OBJECTIVE
Your task is to repeat all of the data exactly while excluding the pictures.

PROVIDED MATERIAL
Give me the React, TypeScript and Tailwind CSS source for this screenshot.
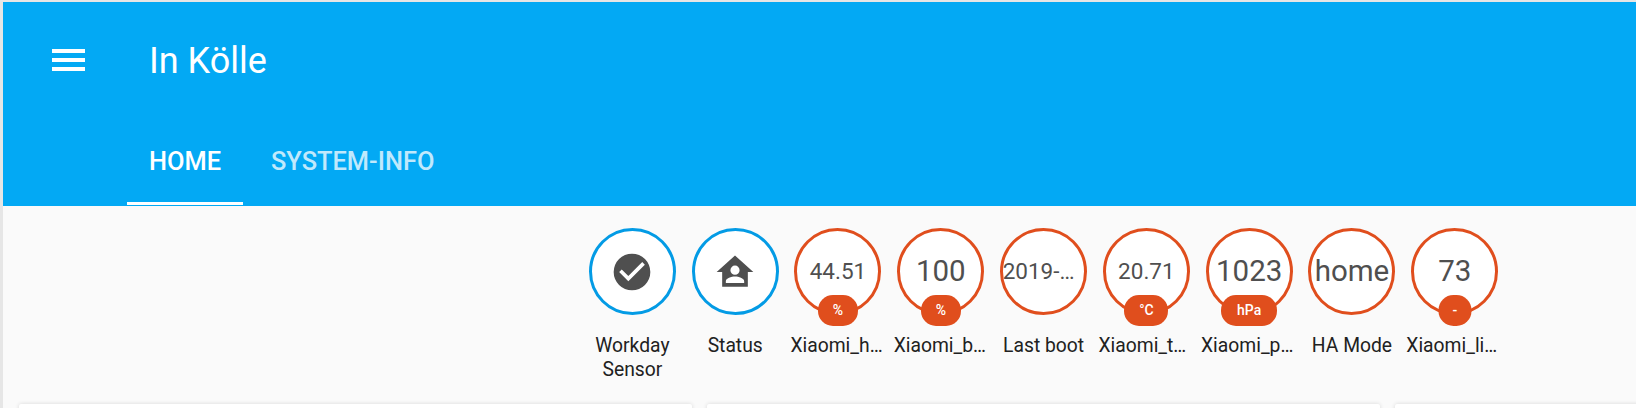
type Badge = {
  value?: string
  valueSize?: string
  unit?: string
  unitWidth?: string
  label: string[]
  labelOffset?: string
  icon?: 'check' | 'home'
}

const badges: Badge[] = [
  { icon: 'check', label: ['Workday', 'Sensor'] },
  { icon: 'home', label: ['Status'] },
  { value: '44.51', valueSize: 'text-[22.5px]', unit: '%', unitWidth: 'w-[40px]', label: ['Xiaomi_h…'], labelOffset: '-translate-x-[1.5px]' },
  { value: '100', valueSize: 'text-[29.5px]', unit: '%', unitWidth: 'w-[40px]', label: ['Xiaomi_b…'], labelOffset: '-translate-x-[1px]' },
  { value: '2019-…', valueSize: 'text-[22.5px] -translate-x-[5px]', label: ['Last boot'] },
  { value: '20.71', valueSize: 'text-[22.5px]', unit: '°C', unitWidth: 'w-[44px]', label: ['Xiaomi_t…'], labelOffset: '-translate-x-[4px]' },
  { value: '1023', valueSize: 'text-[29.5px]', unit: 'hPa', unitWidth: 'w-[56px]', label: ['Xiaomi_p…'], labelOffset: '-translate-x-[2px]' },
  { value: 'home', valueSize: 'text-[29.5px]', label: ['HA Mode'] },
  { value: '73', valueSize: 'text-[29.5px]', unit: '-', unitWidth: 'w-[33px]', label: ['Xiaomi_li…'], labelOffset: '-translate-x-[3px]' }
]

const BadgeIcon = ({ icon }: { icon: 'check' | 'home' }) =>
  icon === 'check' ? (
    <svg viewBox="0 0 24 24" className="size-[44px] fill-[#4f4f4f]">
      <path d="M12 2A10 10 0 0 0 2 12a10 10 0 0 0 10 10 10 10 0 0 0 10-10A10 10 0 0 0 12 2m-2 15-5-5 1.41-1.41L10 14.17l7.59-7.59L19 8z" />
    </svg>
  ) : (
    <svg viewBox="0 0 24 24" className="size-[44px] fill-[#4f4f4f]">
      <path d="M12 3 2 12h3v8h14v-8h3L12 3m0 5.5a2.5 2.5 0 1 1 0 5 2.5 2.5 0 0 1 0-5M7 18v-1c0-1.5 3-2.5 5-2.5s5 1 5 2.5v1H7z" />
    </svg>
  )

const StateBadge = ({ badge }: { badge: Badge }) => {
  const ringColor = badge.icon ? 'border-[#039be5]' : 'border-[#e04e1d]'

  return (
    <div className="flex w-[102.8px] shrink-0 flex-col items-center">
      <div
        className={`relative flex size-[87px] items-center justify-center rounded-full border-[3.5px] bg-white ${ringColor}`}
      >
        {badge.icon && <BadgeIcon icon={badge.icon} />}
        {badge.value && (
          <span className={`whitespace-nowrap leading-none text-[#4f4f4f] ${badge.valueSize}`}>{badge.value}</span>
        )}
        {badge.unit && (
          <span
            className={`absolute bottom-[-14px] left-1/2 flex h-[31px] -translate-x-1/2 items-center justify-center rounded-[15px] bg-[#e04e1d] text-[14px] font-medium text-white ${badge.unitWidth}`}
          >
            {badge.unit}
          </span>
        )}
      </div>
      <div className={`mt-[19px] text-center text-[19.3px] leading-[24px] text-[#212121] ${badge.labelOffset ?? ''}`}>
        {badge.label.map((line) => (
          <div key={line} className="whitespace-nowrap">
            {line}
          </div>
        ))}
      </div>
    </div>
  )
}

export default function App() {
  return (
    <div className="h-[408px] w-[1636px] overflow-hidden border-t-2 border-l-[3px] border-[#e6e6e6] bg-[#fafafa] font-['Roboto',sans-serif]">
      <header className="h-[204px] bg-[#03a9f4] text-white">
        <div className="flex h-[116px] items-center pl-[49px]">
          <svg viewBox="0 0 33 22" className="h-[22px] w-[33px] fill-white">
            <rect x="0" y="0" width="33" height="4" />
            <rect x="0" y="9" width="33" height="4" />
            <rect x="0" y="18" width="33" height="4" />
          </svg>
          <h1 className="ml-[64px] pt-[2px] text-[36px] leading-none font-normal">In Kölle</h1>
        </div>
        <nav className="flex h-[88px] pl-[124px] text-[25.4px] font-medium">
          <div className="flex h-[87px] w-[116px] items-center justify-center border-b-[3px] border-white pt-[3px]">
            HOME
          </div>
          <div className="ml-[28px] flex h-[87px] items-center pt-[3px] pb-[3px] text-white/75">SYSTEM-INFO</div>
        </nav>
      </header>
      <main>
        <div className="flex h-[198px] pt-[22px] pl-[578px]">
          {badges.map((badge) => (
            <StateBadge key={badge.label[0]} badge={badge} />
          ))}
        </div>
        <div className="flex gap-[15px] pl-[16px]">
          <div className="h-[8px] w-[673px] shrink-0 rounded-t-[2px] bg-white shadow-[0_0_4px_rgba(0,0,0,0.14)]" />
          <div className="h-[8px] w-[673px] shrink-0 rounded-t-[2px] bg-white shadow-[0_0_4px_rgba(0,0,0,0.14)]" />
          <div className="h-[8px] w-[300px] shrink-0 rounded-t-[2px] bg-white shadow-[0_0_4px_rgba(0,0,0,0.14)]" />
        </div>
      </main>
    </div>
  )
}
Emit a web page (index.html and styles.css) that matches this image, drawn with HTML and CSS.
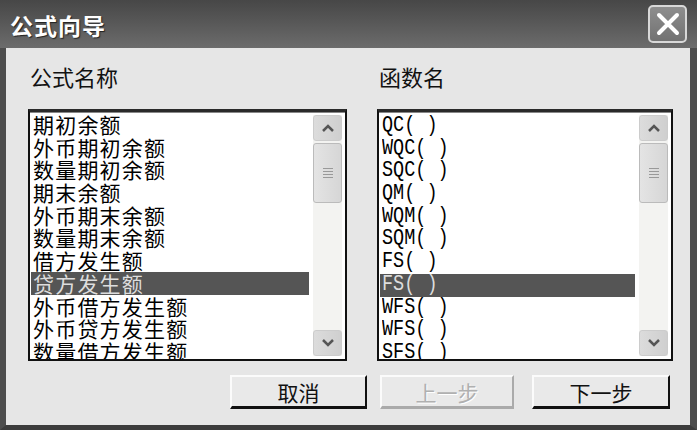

TASK SOLUTION
Give me the React, TypeScript and Tailwind CSS source for this screenshot.
type Badge = {
  value?: string
  valueSize?: string
  unit?: string
  unitWidth?: string
  label: string[]
  labelOffset?: string
  icon?: 'check' | 'home'
}

const badges: Badge[] = [
  { icon: 'check', label: ['Workday', 'Sensor'] },
  { icon: 'home', label: ['Status'] },
  { value: '44.51', valueSize: 'text-[22.5px]', unit: '%', unitWidth: 'w-[40px]', label: ['Xiaomi_h…'], labelOffset: '-translate-x-[1.5px]' },
  { value: '100', valueSize: 'text-[29.5px]', unit: '%', unitWidth: 'w-[40px]', label: ['Xiaomi_b…'], labelOffset: '-translate-x-[1px]' },
  { value: '2019-…', valueSize: 'text-[22.5px] -translate-x-[5px]', label: ['Last boot'] },
  { value: '20.71', valueSize: 'text-[22.5px]', unit: '°C', unitWidth: 'w-[44px]', label: ['Xiaomi_t…'], labelOffset: '-translate-x-[4px]' },
  { value: '1023', valueSize: 'text-[29.5px]', unit: 'hPa', unitWidth: 'w-[56px]', label: ['Xiaomi_p…'], labelOffset: '-translate-x-[2px]' },
  { value: 'home', valueSize: 'text-[29.5px]', label: ['HA Mode'] },
  { value: '73', valueSize: 'text-[29.5px]', unit: '-', unitWidth: 'w-[33px]', label: ['Xiaomi_li…'], labelOffset: '-translate-x-[3px]' }
]

const BadgeIcon = ({ icon }: { icon: 'check' | 'home' }) =>
  icon === 'check' ? (
    <svg viewBox="0 0 24 24" className="size-[44px] fill-[#4f4f4f]">
      <path d="M12 2A10 10 0 0 0 2 12a10 10 0 0 0 10 10 10 10 0 0 0 10-10A10 10 0 0 0 12 2m-2 15-5-5 1.41-1.41L10 14.17l7.59-7.59L19 8z" />
    </svg>
  ) : (
    <svg viewBox="0 0 24 24" className="size-[44px] fill-[#4f4f4f]">
      <path d="M12 3 2 12h3v8h14v-8h3L12 3m0 5.5a2.5 2.5 0 1 1 0 5 2.5 2.5 0 0 1 0-5M7 18v-1c0-1.5 3-2.5 5-2.5s5 1 5 2.5v1H7z" />
    </svg>
  )

const StateBadge = ({ badge }: { badge: Badge }) => {
  const ringColor = badge.icon ? 'border-[#039be5]' : 'border-[#e04e1d]'

  return (
    <div className="flex w-[102.8px] shrink-0 flex-col items-center">
      <div
        className={`relative flex size-[87px] items-center justify-center rounded-full border-[3.5px] bg-white ${ringColor}`}
      >
        {badge.icon && <BadgeIcon icon={badge.icon} />}
        {badge.value && (
          <span className={`whitespace-nowrap leading-none text-[#4f4f4f] ${badge.valueSize}`}>{badge.value}</span>
        )}
        {badge.unit && (
          <span
            className={`absolute bottom-[-14px] left-1/2 flex h-[31px] -translate-x-1/2 items-center justify-center rounded-[15px] bg-[#e04e1d] text-[14px] font-medium text-white ${badge.unitWidth}`}
          >
            {badge.unit}
          </span>
        )}
      </div>
      <div className={`mt-[19px] text-center text-[19.3px] leading-[24px] text-[#212121] ${badge.labelOffset ?? ''}`}>
        {badge.label.map((line) => (
          <div key={line} className="whitespace-nowrap">
            {line}
          </div>
        ))}
      </div>
    </div>
  )
}

export default function App() {
  return (
    <div className="h-[408px] w-[1636px] overflow-hidden border-t-2 border-l-[3px] border-[#e6e6e6] bg-[#fafafa] font-['Roboto',sans-serif]">
      <header className="h-[204px] bg-[#03a9f4] text-white">
        <div className="flex h-[116px] items-center pl-[49px]">
          <svg viewBox="0 0 33 22" className="h-[22px] w-[33px] fill-white">
            <rect x="0" y="0" width="33" height="4" />
            <rect x="0" y="9" width="33" height="4" />
            <rect x="0" y="18" width="33" height="4" />
          </svg>
          <h1 className="ml-[64px] pt-[2px] text-[36px] leading-none font-normal">In Kölle</h1>
        </div>
        <nav className="flex h-[88px] pl-[124px] text-[25.4px] font-medium">
          <div className="flex h-[87px] w-[116px] items-center justify-center border-b-[3px] border-white pt-[3px]">
            HOME
          </div>
          <div className="ml-[28px] flex h-[87px] items-center pt-[3px] pb-[3px] text-white/75">SYSTEM-INFO</div>
        </nav>
      </header>
      <main>
        <div className="flex h-[198px] pt-[22px] pl-[578px]">
          {badges.map((badge) => (
            <StateBadge key={badge.label[0]} badge={badge} />
          ))}
        </div>
        <div className="flex gap-[15px] pl-[16px]">
          <div className="h-[8px] w-[673px] shrink-0 rounded-t-[2px] bg-white shadow-[0_0_4px_rgba(0,0,0,0.14)]" />
          <div className="h-[8px] w-[673px] shrink-0 rounded-t-[2px] bg-white shadow-[0_0_4px_rgba(0,0,0,0.14)]" />
          <div className="h-[8px] w-[300px] shrink-0 rounded-t-[2px] bg-white shadow-[0_0_4px_rgba(0,0,0,0.14)]" />
        </div>
      </main>
    </div>
  )
}
Emit a web page (index.html and styles.css) that matches this image, drawn with HTML and CSS.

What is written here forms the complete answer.